The Supreme Court handed down a unanimous decision today in Bowman v. Monsanto, holding the doctrine of patent exhaustion does not permit a farmer to reproduce patented seeds by replanting seeds after growing a first crop.
Supported by anti-GMO (genetically modified organism) non-profit organizations such as the Center for Food Safety and Save Our Seeds, Hugh Bowman took his case all the way to the Supreme Court. The Court roundly rejected Bowman’s theories as to why his replanting of commodity seeds and saving selected Round-Up Ready™ seeds for further plantings did not constitute infringement of Monsanto’s patents on the genetically modified seeds.
Bowman’s case rested on the doctrine of patent exhaustion, whereby once a patentee sells his product, he cannot control further use of that product. Bowman had bought the beans from a commodity grain elevator, which had purchased the crop from a farmer who bought from an authorized Monsanto agent. Bowman argued that the original sale of the parental seed to the farmer exhausted Monsanto’s right to control use of the subsequent generations of soybeans. Bowman’s theories have some initial appeal, because certainly the raison d’etre of a seed is to plant it. As the Court noted, however, planting a seed to make more seeds for planting future generations is not the only use of a seed. Soybean seeds can be used as a direct food source for human and animal consumption. Soybean seeds can also be processed into other products, such as oil, milk, tofu, and nutritional supplements. Thus Monsanto’s prevention of the use of the soybeans as parents of further generations did not prevent the purchaser from enjoying all uses of the soybeans.
But more fundamental to the Court’s decision was its characterization of replanting seed for future generations as an impermissible reconstruction or copying of the invention, which the doctrine of patent exhaustion does not permit. The Court pointed out that the first sale exhausts the rights only in the actual product sold, i.e., the seeds actually purchased. Those seeds could be used for any commodity purpose, i.e., for consumption or processing and consumption. But replanting the seeds inevitably created a second generation of plants, and that second generation constituted a copy of the original invention.
While Bowman tried to avoid his role in the infringing process by urging that the seeds just germinated on their own, the Court rejected that position as a “blame-the-bean defense.” It found the eight repeated cycles of planting, treating with Round-UpTM , harvesting, saving and planting did not just happen without Bowman’s active labor.

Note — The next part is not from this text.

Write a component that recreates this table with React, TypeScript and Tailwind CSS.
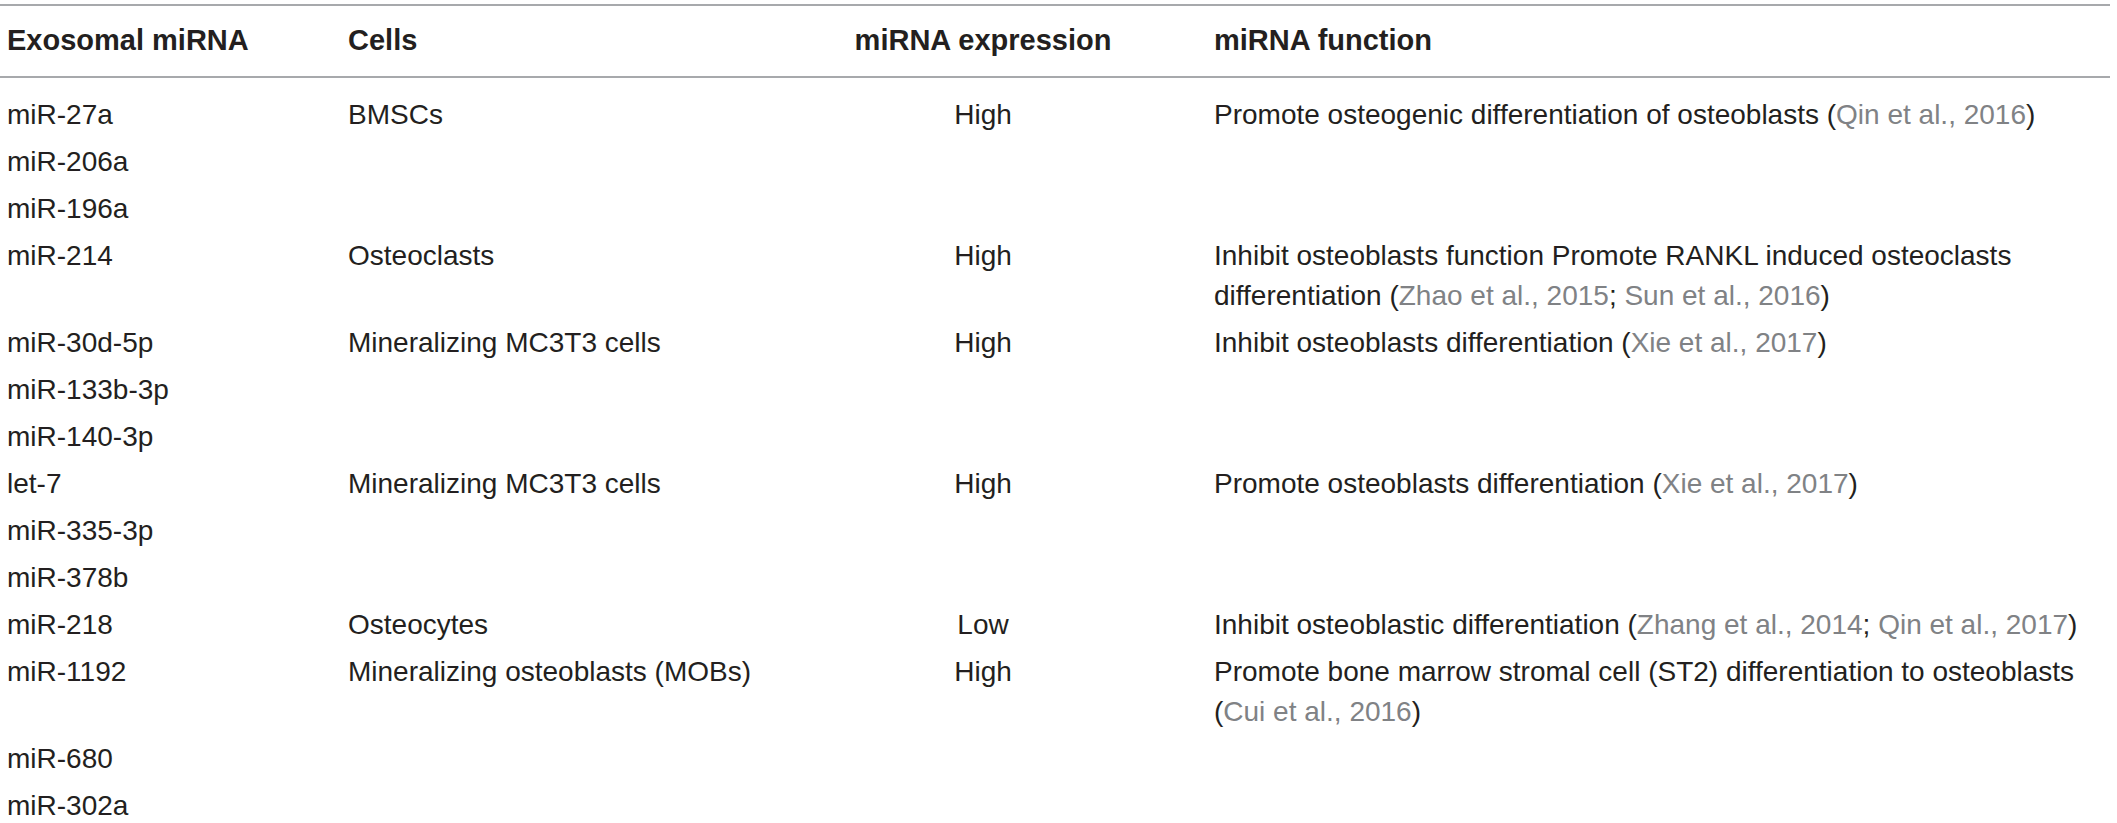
import React from "react";

type Row = {
  mirna: string;
  cells?: string;
  expr?: string;
  fn?: React.ReactNode[];
};

const Cite = ({ children }: { children: React.ReactNode }) => (
  <span className="text-[#808285]">{children}</span>
);

const rows: Row[] = [
  {
    mirna: "miR-27a",
    cells: "BMSCs",
    expr: "High",
    fn: [
      <>
        Promote osteogenic differentiation of osteoblasts (<Cite>Qin et al., 2016</Cite>)
      </>,
    ],
  },
  { mirna: "miR-206a" },
  { mirna: "miR-196a" },
  {
    mirna: "miR-214",
    cells: "Osteoclasts",
    expr: "High",
    fn: [
      <>Inhibit osteoblasts function Promote RANKL induced osteoclasts</>,
      <>
        differentiation (<Cite>Zhao et al., 2015</Cite>; <Cite>Sun et al., 2016</Cite>)
      </>,
    ],
  },
  {
    mirna: "miR-30d-5p",
    cells: "Mineralizing MC3T3 cells",
    expr: "High",
    fn: [
      <>
        Inhibit osteoblasts differentiation (<Cite>Xie et al., 2017</Cite>)
      </>,
    ],
  },
  { mirna: "miR-133b-3p" },
  { mirna: "miR-140-3p" },
  {
    mirna: "let-7",
    cells: "Mineralizing MC3T3 cells",
    expr: "High",
    fn: [
      <>
        Promote osteoblasts differentiation (<Cite>Xie et al., 2017</Cite>)
      </>,
    ],
  },
  { mirna: "miR-335-3p" },
  { mirna: "miR-378b" },
  {
    mirna: "miR-218",
    cells: "Osteocytes",
    expr: "Low",
    fn: [
      <>
        Inhibit osteoblastic differentiation (<Cite>Zhang et al., 2014</Cite>; <Cite>Qin et al., 2017</Cite>)
      </>,
    ],
  },
  {
    mirna: "miR-1192",
    cells: "Mineralizing osteoblasts (MOBs)",
    expr: "High",
    fn: [
      <>Promote bone marrow stromal cell (ST2) differentiation to osteoblasts</>,
      <>
        (<Cite>Cui et al., 2016</Cite>)
      </>,
    ],
  },
  { mirna: "miR-680" },
  { mirna: "miR-302a" },
];

const grid = "grid grid-cols-[348px_490px_290px_1fr] w-[2110px]";

export default function App() {
  return (
    <div
      className="bg-white w-[2117px] h-[823px] overflow-hidden pt-[4px] text-[#231f20] text-[28px]"
      style={{ fontFamily: '"Liberation Sans", Arial, sans-serif' }}
    >
      <div className={`${grid} border-y-2 border-[#a7a9ac] h-[74px] items-center font-bold text-[29px]`}>
        <div className="pl-[7px]">Exosomal miRNA</div>
        <div>Cells</div>
        <div className="text-center">miRNA expression</div>
        <div className="pl-[86px]">miRNA function</div>
      </div>
      <div className="pt-[13px]">
        {rows.map((r, i) => (
          <div key={i} className={`${grid} py-[3.5px] leading-[40px]`}>
            <div className="pl-[7px]">{r.mirna}</div>
            <div>{r.cells}</div>
            <div className="text-center">{r.expr}</div>
            <div className="pl-[86px]">
              {r.fn?.map((line, j) => (
                <div key={j} className="whitespace-nowrap">
                  {line}
                </div>
              ))}
            </div>
          </div>
        ))}
      </div>
    </div>
  );
}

Although the Court indicated that it had taken the case in order “to consider the important question of patent law raised in this case,” it is not clear that the decision breaks any new ground. The Court relied on long-standing precedent and cited no case law that would make this a close question. Its decision does not appear to deviate from the reasoning in the lower courts. Once one sorts out the generations of seeds, the case falls squarely within prevailing legal principles. The Court in Bowman v. Monsanto had the potential to reach other self-replicating inventions, such as cell lines and microorganisms. However, the Court explicitly limited its holding to the specific facts of this case, declining to extend its holding to all self-replicating inventions.
The Court may have taken the case as part of its recent interest in reviewing the fundamentals of patent protection. The Court has shown particular interest in the patent eligibility of inventions in the biological sciences, such as clinical tests, therapeutic regimens, and genes. Bowman may be part of the Court’s reassessment of the role of patents related to living things.